What is multiple sclerosis?
Multiple Sclerosis is a disease which affects the brain and the spinal cord. It mostly affects myelin or white matter. Myelin is the insulation on the nerve cells. If you remove or damage myelin, the nerve cells can’t send signals to each other. This causes symptoms such as weakness, vision problems, numbness, or poor coordination. The usual course of MS is relapsing-remitting. During a relapse, MS symptoms get worse fairly rapidly over a few days and stay bad for a few weeks. This is typically followed by a remission with partial or complete improvement of the symptoms. Usually there is a long stable period of months or years between relapses.

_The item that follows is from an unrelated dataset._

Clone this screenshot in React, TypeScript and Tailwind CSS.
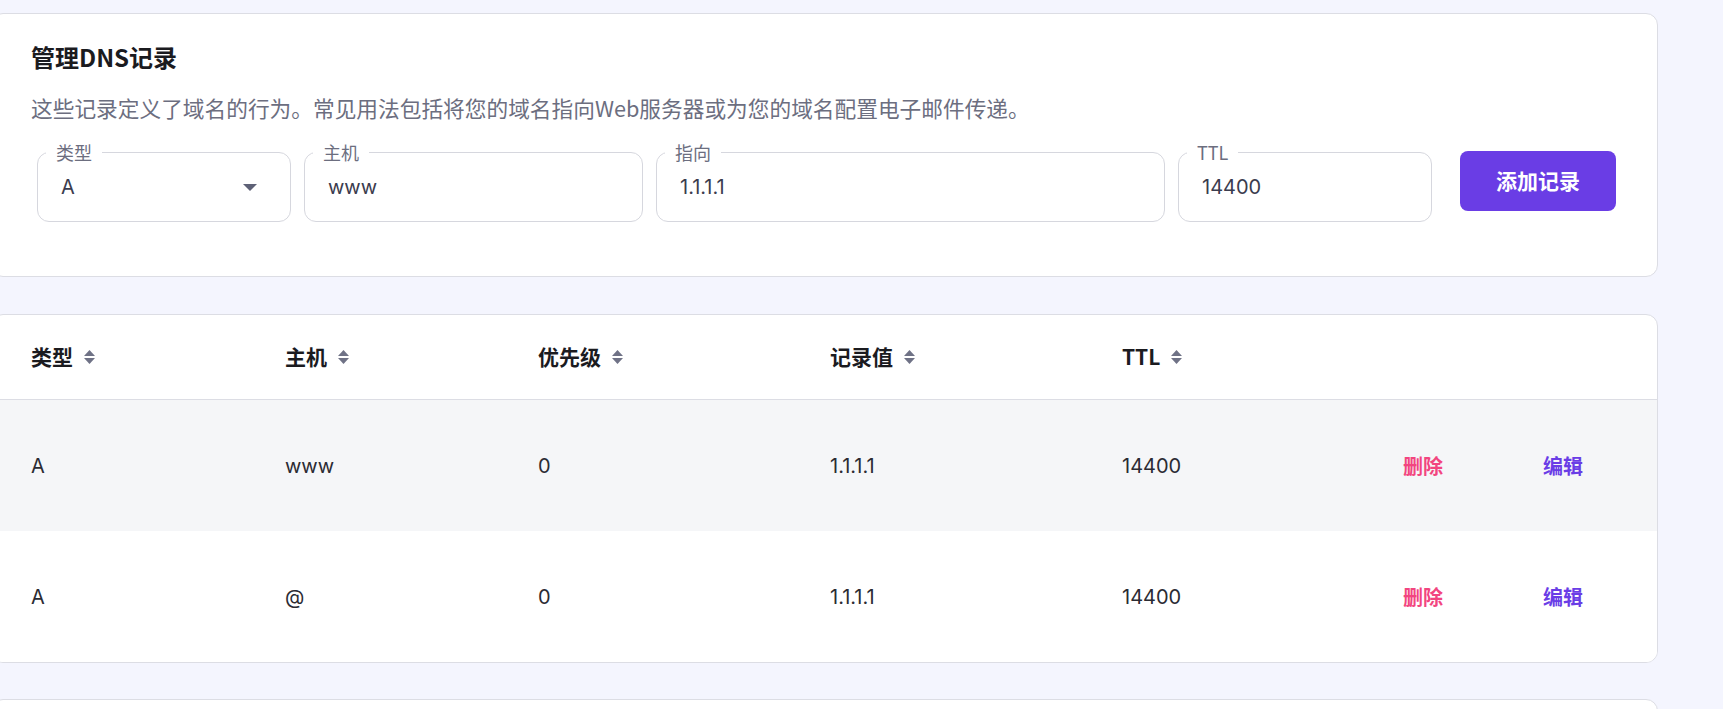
import React from "react";

const records = [
  { type: "A", host: "www", priority: "0", value: "1.1.1.1", ttl: "14400" },
  { type: "A", host: "@", priority: "0", value: "1.1.1.1", ttl: "14400" },
];

function SortIcon() {
  return (
    <svg width="11" height="14" viewBox="0 0 11 14" className="text-[#6f7286]">
      <path d="M5.5 0L11 6H0Z" fill="currentColor" />
      <path d="M5.5 14L0 8H11Z" fill="currentColor" />
    </svg>
  );
}

function Field({
  label,
  value,
  width,
  caret,
}: {
  label: string;
  value: string;
  width: string;
  caret?: boolean;
}) {
  return (
    <fieldset
      className={`${width} rounded-[12px] border border-[#d6d7de] pl-[8px] pr-[8px] pb-[9px]`}
    >
      <legend className="px-[10px] font-['Noto_Sans_CJK_SC',sans-serif] text-[18px] leading-[20px] text-[#6c6e7f]">
        {label}
      </legend>
      <div className="flex h-[50px] items-center justify-between pl-[15px] pr-[25px] font-['Inter','Noto_Sans_CJK_SC',sans-serif] text-[20px] text-[#3b3c4e]">
        <span>{value}</span>
        {caret && (
          <svg width="14" height="7" viewBox="0 0 14 7" className="text-[#5e6176]">
            <path d="M0 0H14L7 7Z" fill="currentColor" />
          </svg>
        )}
      </div>
    </fieldset>
  );
}

const cols = [
  "w-[254px]",
  "w-[253px]",
  "w-[292px]",
  "w-[292px]",
  "w-[281px]",
  "w-[140px]",
];

export default function App() {
  const heads = ["类型", "主机", "优先级", "记录值", "TTL"];
  return (
    <div className="min-h-screen overflow-hidden bg-[#f4f5fe] pt-[13px]">
      <div className="-ml-[9px] flex w-[1667px] flex-col">
        {/* add record */}
        <div className="rounded-[12px] border border-[#dcdde4] bg-white pb-[54px] pl-[39px] pt-[27px]">
          <h2 className="font-['Noto_Sans_CJK_SC',sans-serif] text-[24px] font-bold leading-[32px] text-[#1b1b1f]">
            管理DNS记录
          </h2>
          <p className="mt-[20px] font-['Noto_Sans_CJK_SC',sans-serif] text-[21.7px] leading-[30px] text-[#6c6e7f]">
            这些记录定义了域名的行为。常见用法包括将您的域名指向Web服务器或为您的域名配置电子邮件传递。
          </p>
          <div className="ml-[6px] mt-[19px] flex items-start gap-[13px]">
            <Field label="类型" value="A" width="w-[254px]" caret />
            <Field label="主机" value="www" width="w-[339px]" />
            <Field label="指向" value="1.1.1.1" width="w-[509px]" />
            <Field label="TTL" value="14400" width="w-[254px]" />
            <button
              type="button"
              className="ml-[15px] mt-[9px] h-[60px] w-[156px] rounded-[8px] bg-[#6a3de5] font-['Noto_Sans_CJK_SC',sans-serif] text-[21px] font-bold text-white"
            >
              添加记录
            </button>
          </div>
        </div>

        {/* records table */}
        <div className="mt-[37px] overflow-hidden rounded-[12px] border border-[#dcdde4] bg-white">
          <div className="flex h-[85px] items-center border-b border-[#dcdde4] pl-[39px]">
            {heads.map((h, i) => (
              <div key={h} className={`${cols[i]} flex items-center gap-[11px]`}>
                <span className="font-['Noto_Sans_CJK_SC',sans-serif] text-[21px] font-bold text-[#1b1b1f]">
                  {h}
                </span>
                <SortIcon />
              </div>
            ))}
          </div>
          {records.map((r, i) => (
            <div
              key={i}
              className={`flex h-[131px] items-center pl-[39px] font-['Inter','Noto_Sans_CJK_SC',sans-serif] text-[20px] text-[#2b2b33] ${
                i === 0 ? "bg-[#f5f6f8]" : "bg-white"
              }`}
            >
              <div className={cols[0]}>{r.type}</div>
              <div className={cols[1]}>{r.host}</div>
              <div className={cols[2]}>{r.priority}</div>
              <div className={cols[3]}>{r.value}</div>
              <div className={cols[4]}>{r.ttl}</div>
              <div className={`${cols[5]} font-['Noto_Sans_CJK_SC',sans-serif] font-semibold text-[#f2457f]`}>
                删除
              </div>
              <div className="font-['Noto_Sans_CJK_SC',sans-serif] font-semibold text-[#6a3de6]">
                编辑
              </div>
            </div>
          ))}
        </div>

        {/* next card, cut off */}
        <div className="mt-[36px] h-[200px] rounded-[12px] border border-[#dcdde4] bg-white" />
      </div>
    </div>
  );
}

MS can also be progressive, with symptoms getting slowly and steadily worse without sudden changes.
The fight to find a cure for Multiple Sclerosis gained a new ally in 2003. Multi-platinum country music sensation Clay Walker, who was diagnosed with relapsing-remitting multiple sclerosis (RRMS) in 1996, stepped forward to form the Band Against MS Foundation to raise money for MS research and programs, as well as raise awareness about the disease.
The National MS Society addresses the challenges of living with MS through their 50-state network of chapters. The Society helps people affected by MS by funding cutting-edge research, driving change through advocacy, facilitating professional education, and providing programs and services that help people with MS and their families move their lives forward.